In this part of the country it is easy to take our high quality water supply for granted. That’s too bad because the volume of our water resources and the premium quality of our water is one of our greatest (and perhaps most under-appreciated) asset.
Given the precipitation, topography and geology of our region, water is one of our more abundant resources. As a result, plenty of supply seems to have led to a sense of complacency, leaving people to think great water is much more common than it really is.
I was reminded how untrue this can be when one of our senior staff asked for the morning off to meet with a contractor she hired to install a more advanced water filtering system for her well water outside of the Kent City limits. After previously living in Kent and having such great tasting water, she was at her wits end over the sulfur odor and taste from her well water in the township. She was practically begging for City water to be extended to her neighborhood. Hopefully her new filter will help, but better yet, she needs to move back in to Kent!
Just take a glance through the headlines from various regions of the U.S. and you’ll find plenty of stories of long-standing water wars. The wild west was won not so much with Winchesters as it was with pipelines, dams and irrigation ditches. That dirty water has left a bad taste in many cities that fight for their right to drink water.

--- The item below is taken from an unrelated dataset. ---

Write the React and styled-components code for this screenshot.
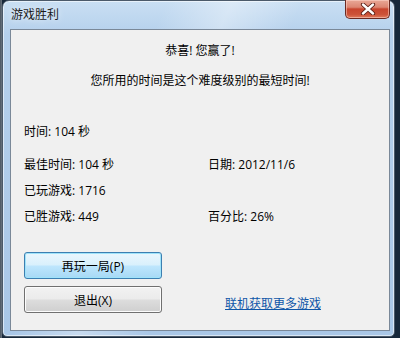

The value of our water quality and supply was evident when we were deep in discussions with a prospective food manufacturer earlier this year that had to have a water supply that met very specific requirements — all of which we met.
What started me on this water thread was a recent suggestion from former Councilman Hawksley who suggested offering tap water filling stations for festival or other downtown events that could be used to re-fill bottled water.
I passed along the product to both Kent State University and Main Street Kent and we all have enough interest that we’re starting to look into how much the units cost.
I guess it’s the modern version of the old public drinking fountains.